Today’s riot control units are not usually called riot squads anymore; they are crowd-management units. Rather than trying to beat the rioters in battle, the police just try to calm them down and get them to go home. The use even non-lethal force is a last resort.

The first step in crowd management is making sure a riot doesn’t happen in the first place. Although riots can erupt unexpectedly, they are frequently tied to a planned protest or organized demonstration. When the police think a situation could potentially get out of control, they contact the organizers of the protest ahead of time. They set up ground rules that the protesters are to follow and they designate a specific area for the event to take place. The police assign specially trained officers to monitor the event and to ensure that everyone stays safe. The police will only take action if the ground rules are broken.

If the officers disagree with the opinions of the protesters, they are still trained to maintain an unbiased attitude. The officers try not to look at the protesters as enemies. Instead, they recognize that the rioters are part of the same community that the police are entrusted to protect and serve. There is fine balancing act.

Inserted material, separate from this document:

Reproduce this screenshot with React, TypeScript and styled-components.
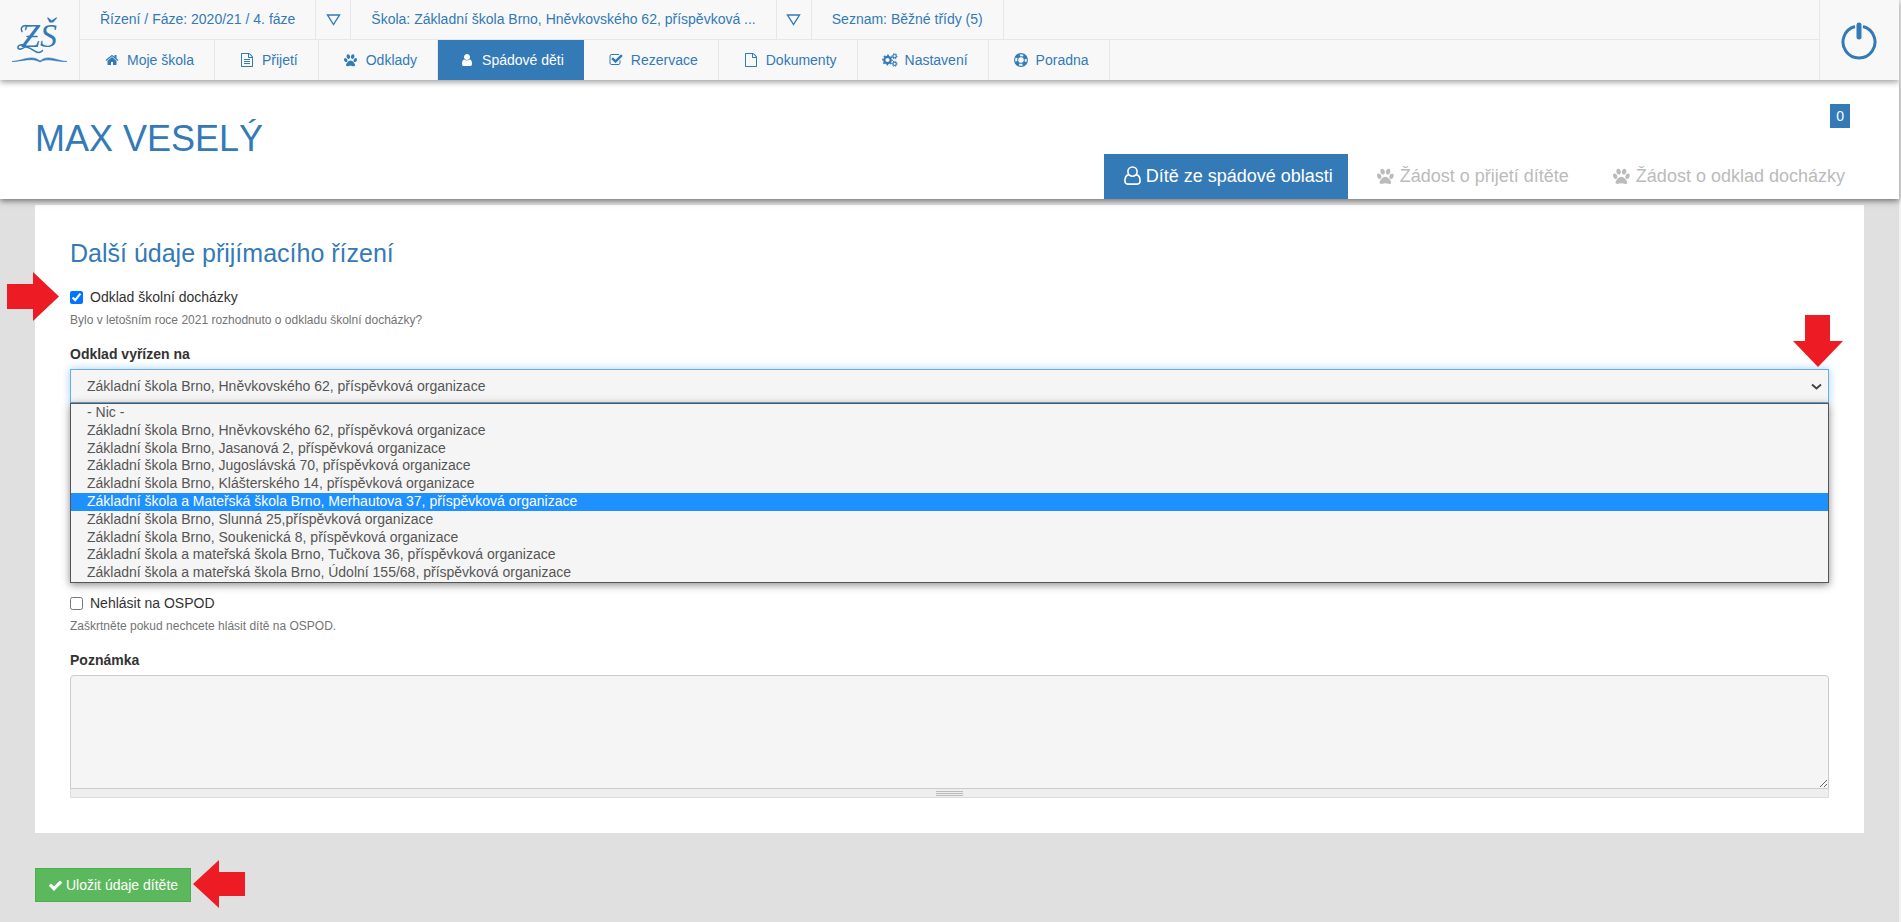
import React from "react";
import styled, { createGlobalStyle, css } from "styled-components";

const BLUE = "#337ab7";
const LINE = "#e7e7e7";

const GlobalStyle = createGlobalStyle`
  *, *::before, *::after { box-sizing: border-box; }
  html { background: #f1f1f1; }
  body {
    margin: 0;
    font: 14px/20px "Liberation Sans", Arial, sans-serif;
    color: #333;
  }
  a { color: inherit; text-decoration: none; }
`;

const Page = styled.div`
  min-height: 100vh;
  margin-right: 2px;
  background: #e0e0e0;
`;

/* Top navigation */
const TopBar = styled.nav`
  position: relative;
  z-index: 2;
  display: flex;
  height: 80px;
  background: #f8f8f8;
  color: ${BLUE};
  box-shadow: 0 2px 6px rgba(0, 0, 0, 0.4);
`;
const LogoLink = styled.a`
  flex: none;
  width: 80px;
  border-right: 1px solid ${LINE};
`;
const Rows = styled.div`
  flex: 1;
  display: flex;
  flex-direction: column;
`;
const NavRow = styled.div<{ $divided?: boolean }>`
  display: flex;
  height: 40px;
  ${(p) => p.$divided && css`border-bottom: 1px solid ${LINE};`}
`;
const Crumb = styled.a`
  display: flex;
  align-items: center;
  padding: 0 20px 2px;
  border-right: 1px solid ${LINE};
`;
const Toggle = styled.button`
  display: flex;
  align-items: center;
  justify-content: center;
  width: 35px;
  padding: 0;
  border: 0;
  border-right: 1px solid ${LINE};
  background: none;
  color: inherit;
`;
const NavItem = styled.a<{ $active?: boolean }>`
  display: flex;
  align-items: center;
  gap: 6px;
  padding: 0 20px 0 23px;
  border-right: 1px solid ${LINE};
  ${(p) => p.$active && css`
    padding-left: 20px;
    border-right: 0;
    background: ${BLUE};
    color: #fff;
  `}
`;
const IconSlot = styled.span`
  display: flex;
  justify-content: center;
  width: 18px;
`;
const PowerButton = styled.button`
  flex: none;
  display: flex;
  align-items: center;
  justify-content: center;
  width: 80px;
  padding: 2px 2px 0 0;
  border: 0;
  border-left: 1px solid ${LINE};
  background: none;
  color: inherit;
`;

/* Child header */
const Header = styled.header`
  position: relative;
  z-index: 1;
  display: flex;
  justify-content: space-between;
  height: 119px;
  padding: 0 35px;
  background: #fff;
  box-shadow: 0 2px 6px rgba(0, 0, 0, 0.5);
`;
const Title = styled.h1`
  margin: 39px 0 0;
  font-size: 36px;
  line-height: 40px;
  font-weight: 400;
  color: ${BLUE};
`;
const HeaderSide = styled.div`
  display: flex;
  flex-direction: column;
  justify-content: space-between;
  align-items: flex-end;
  padding-top: 24px;
`;
const Badge = styled.span`
  margin-right: 14px;
  padding: 2px 6px;
  background: ${BLUE};
  color: #fff;
`;
const Tabs = styled.div`
  display: flex;
  gap: 9px;
  padding-right: 4px;
`;
const Tab = styled.a<{ $active?: boolean }>`
  display: flex;
  align-items: center;
  gap: 5px;
  height: 45px;
  padding: 0 15px 2px 20px;
  font-size: 18px;
  color: #bbb;
  ${(p) => p.$active && css`
    background: ${BLUE};
    color: #fff;
  `}
`;

/* Form */
const Form = styled.form`
  padding: 6px 35px 20px;
`;
const Card = styled.section`
  padding: 34px 35px 35px;
  background: #fff;
`;
const SectionTitle = styled.h2`
  margin: 0 0 20px;
  font-size: 25px;
  line-height: 28px;
  font-weight: 400;
  color: ${BLUE};
`;
const CheckRow = styled.div`
  position: relative;
  display: flex;
  align-items: center;
  gap: 7px;
`;
const Checkbox = styled.input`
  width: 13px;
  height: 13px;
  margin: 0;
`;
const Help = styled.p`
  margin: 4px 0 15px;
  font-size: 12px;
  line-height: 18px;
  color: #737373;
`;
const Label = styled.label`
  display: block;
  margin-bottom: 5px;
  font-weight: 700;
`;
const Field = styled.div`
  position: relative;
  margin-bottom: 10px;
`;
const SelectBox = styled.div`
  position: relative;
`;
const Select = styled.select`
  appearance: none;
  display: block;
  width: 100%;
  height: 34px;
  padding: 6px 24px 6px 16px;
  border: 1px solid #66afe9;
  border-radius: 0;
  outline: 0;
  background-color: #f5f5f5;
  color: #555;
  font: inherit;
  box-shadow: 0 0 8px rgba(102, 175, 233, 0.6);
`;
const Chevron = styled.svg`
  position: absolute;
  right: 7px;
  top: 14px;
  pointer-events: none;
`;
const Options = styled.ul`
  position: relative;
  display: grid;
  grid-auto-rows: 1fr;
  height: 180px;
  margin: 0;
  padding: 0;
  border: 1px solid #555;
  background: #f5f5f5;
  color: #555;
  line-height: 17px;
  list-style: none;
  box-shadow: 0 2px 8px rgba(0, 0, 0, 0.45);
`;
const Option = styled.li<{ $active?: boolean }>`
  padding: 0 16px;
  ${(p) => p.$active && css`
    background: #1e90ff;
    color: #fff;
  `}
`;
const Note = styled.textarea`
  display: block;
  width: 100%;
  height: 114px;
  padding: 6px 12px;
  border: 1px solid #ccc;
  border-radius: 4px 4px 0 0;
  background: #f5f5f5;
  font: inherit;
  resize: vertical;
`;
const Grip = styled.div`
  display: flex;
  justify-content: center;
  padding-top: 2px;
  height: 9px;
  border: 1px solid #ddd;
  border-top: 0;
  background: #eee;
`;
const GripLines = styled.span`
  width: 27px;
  height: 5px;
  background: repeating-linear-gradient(#bbb 0 1px, #eee 1px 2px);
`;
const Actions = styled.div`
  display: flex;
  padding-top: 35px;
`;
const SaveWrap = styled.div`
  position: relative;
`;
const SaveButton = styled.button`
  display: flex;
  align-items: center;
  gap: 3px;
  height: 34px;
  padding: 0 12px;
  border: 1px solid #4cae4c;
  background: #5cb85c;
  color: #fff;
  font: inherit;
  white-space: nowrap;
`;

/* Red pointer laid over the page beside a control */
const Pointer = styled.svg<{ $place: "check" | "select" | "save" }>`
  position: absolute;
  z-index: 3;
  fill: #ed1c24;
  ${(p) => p.$place === "check" && css`left: -63px; top: -15px;`}
  ${(p) => p.$place === "select" && css`right: -14px; top: -29px;`}
  ${(p) => p.$place === "save" && css`left: calc(100% + 2px); top: -8px;`}
`;

const paths = {
  home: "M1472 992v480q0 26-19 45t-45 19h-384v-384h-256v384h-384q-26 0-45-19t-19-45v-480q0-1 .5-3t.5-3l575-474 575 474q1 2 1 6zm223-69l-62 74q-8 9-21 11h-3q-13 0-21-7l-692-577-692 577q-12 8-24 7-13-2-21-11l-62-74q-8-10-7-23.5t11-21.5l719-599q32-26 76-26t76 26l244 204v-195q0-14 9-23t23-9h192q14 0 23 9t9 23v408l219 182q10 8 11 21.5t-7 23.5z",
  file: "M1596 380q28 28 48 76t20 88v1152q0 40-28 68t-68 28h-1344q-40 0-68-28t-28-68v-1600q0-40 28-68t68-28h896q40 0 88 20t76 48zm-444-244v376h376q-10-29-22-41l-313-313q-12-12-41-22zm384 1528v-1024h-416q-40 0-68-28t-28-68v-416h-768v1536h1280z",
  fileLines: "M512 800q0-14 9-23t23-9h704q14 0 23 9t9 23v64q0 14-9 23t-23 9h-704q-14 0-23-9t-9-23v-64zm736 224q14 0 23 9t9 23v64q0 14-9 23t-23 9h-704q-14 0-23-9t-9-23v-64q0-14 9-23t23-9h704zm0 256q14 0 23 9t9 23v64q0 14-9 23t-23 9h-704q-14 0-23-9t-9-23v-64q0-14 9-23t23-9h704z",
  paw: "M780 508q0 60-19 113.5t-63 92.5-105 39q-76 0-138-57.5t-92-135.5-30-151q0-60 19-113.5t63-92.5 105-39q77 0 138.5 57.5t91.5 135 30 151.5zm-342 483q0 80-42 139t-119 59q-76 0-141.5-55.5t-100.5-133.5-35-152q0-80 42-139.5t119-59.5q76 0 141.5 55.5t100.5 134 35 152.5zm394-27q118 0 255 97.5t229 237 92 254.5q0 46-17 76.5t-48.5 45-64.5 20-76 5.5q-68 0-187.5-45t-182.5-45q-66 0-192.5 44.5t-200.5 44.5q-183 0-183-146 0-86 56-191.5t139.5-192.5 187.5-146 193-59zm239-211q-61 0-105-39t-63-92.5-19-113.5q0-74 30-151.5t91.5-135 138.5-57.5q61 0 105 39t63 92.5 19 113.5q0 73-30 151t-92 135.5-138 57.5zm432-104q77 0 119 59.5t42 139.5q0 74-35 152t-100.5 133.5-141.5 55.5q-77 0-119-59t-42-139q0-74 35-152.5t100.5-134 141.5-55.5z",
  user: "M1536 1399q0 109-62.5 187t-150.5 78h-854q-88 0-150.5-78t-62.5-187q0-85 8.5-160.5t31.5-152 58.5-131 94-89 134.5-34.5q131 128 313 128t313-128q76 0 134.5 34.5t94 89 58.5 131 31.5 152 8.5 160.5zm-256-887q0 159-112.5 271.5t-271.5 112.5-271.5-112.5-112.5-271.5 112.5-271.5 271.5-112.5 271.5 112.5 112.5 271.5z",
  checkSquare: "M1472 930v318q0 119-84.5 203.5t-203.5 84.5h-832q-119 0-203.5-84.5t-84.5-203.5v-832q0-119 84.5-203.5t203.5-84.5h832q63 0 117 25 15 7 18 23 3 17-9 29l-49 49q-10 10-23 10-3 0-9-2-23-6-45-6h-832q-66 0-113 47t-47 113v832q0 66 47 113t113 47h832q66 0 113-47t47-113v-254q0-13 9-22l64-64q10-10 23-10 6 0 12 3 20 8 20 29zm231-489l-814 814q-24 24-57 24t-57-24l-430-430q-24-24-24-57t24-57l110-110q24-24 57-24t57 24l263 263 647-647q24-24 57-24t57 24l110 110q24 24 24 57t-24 57z",
  check: "M1671 566q0 40-28 68l-724 724-136 136q-28 28-68 28t-68-28l-136-136-362-362q-28-28-28-68t28-68l136-136q28-28 68-28t68 28l294 295 656-657q28-28 68-28t68 28l136 136q28 28 28 68z",
};

const Glyph = ({ d, size = 14 }: { d: string; size?: number }) => (
  <svg width={size} height={size} viewBox="0 0 1792 1792" fill="currentColor" aria-hidden="true">
    <path d={d} />
  </svg>
);

const Cogs = () => (
  <svg width="16" height="14" viewBox="0 0 16 14" fill="none" stroke="currentColor" aria-hidden="true">
    <circle cx="5.5" cy="7" r="3.2" strokeWidth="2.2" />
    <circle cx="5.5" cy="7" r="4.7" strokeWidth="1.4" strokeDasharray="1.85 1.841" strokeDashoffset=".92" />
    <circle cx="12.6" cy="3.2" r="1.7" strokeWidth="1.2" />
    <circle cx="12.6" cy="3.2" r="2.6" strokeWidth="1" strokeDasharray="1.36 1.363" strokeDashoffset=".68" />
    <circle cx="12.6" cy="10.8" r="1.7" strokeWidth="1.2" />
    <circle cx="12.6" cy="10.8" r="2.6" strokeWidth="1" strokeDasharray="1.36 1.363" strokeDashoffset=".68" />
  </svg>
);

const LifeRing = () => (
  <svg width="14" height="14" viewBox="0 0 14 14" fill="none" stroke="currentColor" aria-hidden="true">
    <circle cx="7" cy="7" r="6.4" strokeWidth="1.1" />
    <circle cx="7" cy="7" r="3.4" strokeWidth="1" />
    <circle cx="7" cy="7" r="4.9" strokeWidth="3" strokeDasharray="4.2 3.497" strokeDashoffset="-1.75" />
  </svg>
);

const UserOutline = () => (
  <svg width="17" height="19" viewBox="0 0 17 19" fill="none" stroke="currentColor" strokeWidth="1.6" aria-hidden="true">
    <circle cx="8.5" cy="5.6" r="4.6" />
    <path d="M4.9 8.6C2 9.2.9 12 .9 14.8c0 1.9 1.2 3.3 2.9 3.3h9.4c1.7 0 2.9-1.4 2.9-3.3 0-2.8-1.1-5.6-4-6.2" />
  </svg>
);

const Logo = () => (
  <svg width="79" height="80" viewBox="0 0 79 80" aria-label="ZŠ" role="img">
    <g fontFamily="Liberation Serif, serif" fontStyle="italic" fontSize="34" fill={BLUE}>
      <text x="21" y="47">Z</text>
      <text x="40" y="47">Š</text>
    </g>
    <g fill="none" stroke={BLUE} strokeWidth="1.6" strokeLinecap="round">
      <path d="M27 36.5h10" />
      <path d="M26 25.5c-4 0-6 3-4 6" />
      <path d="M25 46c-3-2-7-1-7 1.5s4 2 7-.5c5-1 10 6.500 14 5.500 2-.5 3-1 3.500-2" />
    </g>
    <path d="M12 61.5C22 61 32 54 40 61C48 54 57 61 67 61.5C57 62.5 48 57 40 62C32 57 22 61.5 12 61.5z" fill={BLUE} stroke={BLUE} strokeWidth=".6" />
  </svg>
);

const DownTriangle = () => (
  <svg width="15" height="12" viewBox="0 0 15 12" fill="none" stroke="currentColor" strokeWidth="1.4" aria-hidden="true">
    <path d="M1.5 1h12l-6 9.5z" />
  </svg>
);

const PowerIcon = () => (
  <svg width="36" height="38" viewBox="0 0 36 38" fill="none" stroke="currentColor" aria-hidden="true">
    <path d="M14 4.500a16 16 0 1 0 8 0" strokeWidth="3" />
    <path d="M18 3v12" strokeWidth="5" strokeLinecap="round" />
  </svg>
);

const navItems = [
  { label: "Moje škola", icon: <Glyph d={paths.home} /> },
  { label: "Přijetí", icon: <Glyph d={paths.file + paths.fileLines} /> },
  { label: "Odklady", icon: <Glyph d={paths.paw} /> },
  { label: "Spádové děti", icon: <Glyph d={paths.user} />, active: true },
  { label: "Rezervace", icon: <Glyph d={paths.checkSquare} /> },
  { label: "Dokumenty", icon: <Glyph d={paths.file} /> },
  { label: "Nastavení", icon: <Cogs /> },
  { label: "Poradna", icon: <LifeRing /> },
];

const schools = [
  "- Nic -",
  "Základní škola Brno, Hněvkovského 62, příspěvková organizace",
  "Základní škola Brno, Jasanová 2, příspěvková organizace",
  "Základní škola Brno, Jugoslávská 70, příspěvková organizace",
  "Základní škola Brno, Klášterského 14, příspěvková organizace",
  "Základní škola a Mateřská škola Brno, Merhautova 37, příspěvková organizace",
  "Základní škola Brno, Slunná 25,příspěvková organizace",
  "Základní škola Brno, Soukenická 8, příspěvková organizace",
  "Základní škola a mateřská škola Brno, Tučkova 36, příspěvková organizace",
  "Základní škola a mateřská škola Brno, Údolní 155/68, příspěvková organizace",
];

export default function App() {
  return (
    <>
      <GlobalStyle />
      <Page>
        <TopBar>
          <LogoLink href="#"><Logo /></LogoLink>
          <Rows>
            <NavRow $divided>
              <Crumb href="#">Řízení / Fáze: 2020/21 / 4. fáze</Crumb>
              <Toggle type="button" aria-label="Vybrat fázi"><DownTriangle /></Toggle>
              <Crumb href="#">Škola: Základní škola Brno, Hněvkovského 62, příspěvková ...</Crumb>
              <Toggle type="button" aria-label="Vybrat školu"><DownTriangle /></Toggle>
              <Crumb href="#">Seznam: Běžné třídy (5)</Crumb>
            </NavRow>
            <NavRow>
              {navItems.map((item) => (
                <NavItem key={item.label} href="#" $active={item.active}>
                  <IconSlot>{item.icon}</IconSlot>
                  {item.label}
                </NavItem>
              ))}
            </NavRow>
          </Rows>
          <PowerButton type="button" aria-label="Odhlásit"><PowerIcon /></PowerButton>
        </TopBar>

        <Header>
          <Title>MAX VESELÝ</Title>
          <HeaderSide>
            <Badge>0</Badge>
            <Tabs>
              <Tab href="#" $active><UserOutline />Dítě ze spádové oblasti</Tab>
              <Tab href="#"><Glyph d={paths.paw} size={18} />Žádost o přijetí dítěte</Tab>
              <Tab href="#"><Glyph d={paths.paw} size={18} />Žádost o odklad docházky</Tab>
            </Tabs>
          </HeaderSide>
        </Header>

        <Form>
          <Card>
            <SectionTitle>Další údaje přijímacího řízení</SectionTitle>
            <CheckRow>
              <Checkbox type="checkbox" id="deferral" defaultChecked />
              <label htmlFor="deferral">Odklad školní docházky</label>
              <Pointer $place="check" width="52" height="49" viewBox="0 0 52 49" aria-hidden="true">
                <path d="M0 12h26V0l26 24.5L26 49V37H0z" />
              </Pointer>
            </CheckRow>
            <Help>Bylo v letošním roce 2021 rozhodnuto o odkladu školní docházky?</Help>

            <Field>
              <Label htmlFor="school">Odklad vyřízen na</Label>
              <SelectBox>
                <Select id="school" defaultValue={schools[1]}>
                  {schools.map((name) => <option key={name}>{name}</option>)}
                </Select>
                <Chevron width="11" height="8" viewBox="0 0 11 8" fill="none" stroke="#444" strokeWidth="2" aria-hidden="true">
                  <path d="M1 1.5l4.500 4 4.500-4" />
                </Chevron>
              </SelectBox>
              <Options role="listbox" aria-label="Odklad vyřízen na">
                {schools.map((name, i) => (
                  <Option key={name} role="option" aria-selected={i === 5} $active={i === 5}>{name}</Option>
                ))}
              </Options>
              <Pointer $place="select" width="50" height="52" viewBox="0 0 50 52" aria-hidden="true">
                <path d="M12 0h25v26h13L25 52 0 26h12z" />
              </Pointer>
            </Field>

            <CheckRow>
              <Checkbox type="checkbox" id="ospod" />
              <label htmlFor="ospod">Nehlásit na OSPOD</label>
            </CheckRow>
            <Help>Zaškrtněte pokud nechcete hlásit dítě na OSPOD.</Help>

            <Label htmlFor="note">Poznámka</Label>
            <Note id="note" />
            <Grip><GripLines /></Grip>
          </Card>

          <Actions>
            <SaveWrap>
              <SaveButton type="button"><Glyph d={paths.check} size={15} />Uložit údaje dítěte</SaveButton>
              <Pointer $place="save" width="52" height="48" viewBox="0 0 52 48" aria-hidden="true">
                <path d="M0 24L26 0v12h26v24H26v12z" />
              </Pointer>
            </SaveWrap>
          </Actions>
        </Form>
      </Page>
    </>
  );
}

Even though police are trained to be polite, they are careful to not give off an impression of subservience. They have to be seen as being in charge and in control at all times, even while they stay passive and allow the crowd to operate within the ground rules set out ahead of time. Occasionally these preventative measures don’t work and a riot breaks out despite police efforts to keep everyone peaceful.

Crowd Control Conflict

If a crowd gets disorderly and starts taking violent action, the police will switch to a more aggressive approach. They understand that most riots are lead by a few individuals who feel strongly or have something to gain from a violent confrontation. The majority of the people are present either because something exciting is going on or they are simply bystanders that get caught up in the mob mentality. The likelihood of arrest or confrontation with police usually prompt them to escape and go home.

The first step is simple intimidation. Riot police stand in strict formations and act with military precision. Once they form the lines of barriers, they tap their batons on their shields or stomp their feet in unison. The result can be quite intimidating to unarmed civilians. It can appear that the group is getting ready to attack. In reality, this display is meant to scare off as many of the rioters as possible without the officers ever getting near them.

Police do not try to arrest every person in the riot. Their first targets are those who are leading the riot because the crowd will often disperse without their leaders encouraging them. Everyone seen breaking a law are also targeted for arrest, especially if they injure someone.

When the officers are actually in conflict with the rioters, the objective is still to disperse the crowd. A combination of advancing lines of officers and the use of gas is used to move the crowd in a particular direction. The crowd is never pinned down and always given an escape route. The main purpose of the crowd management team is to get the people to disperse.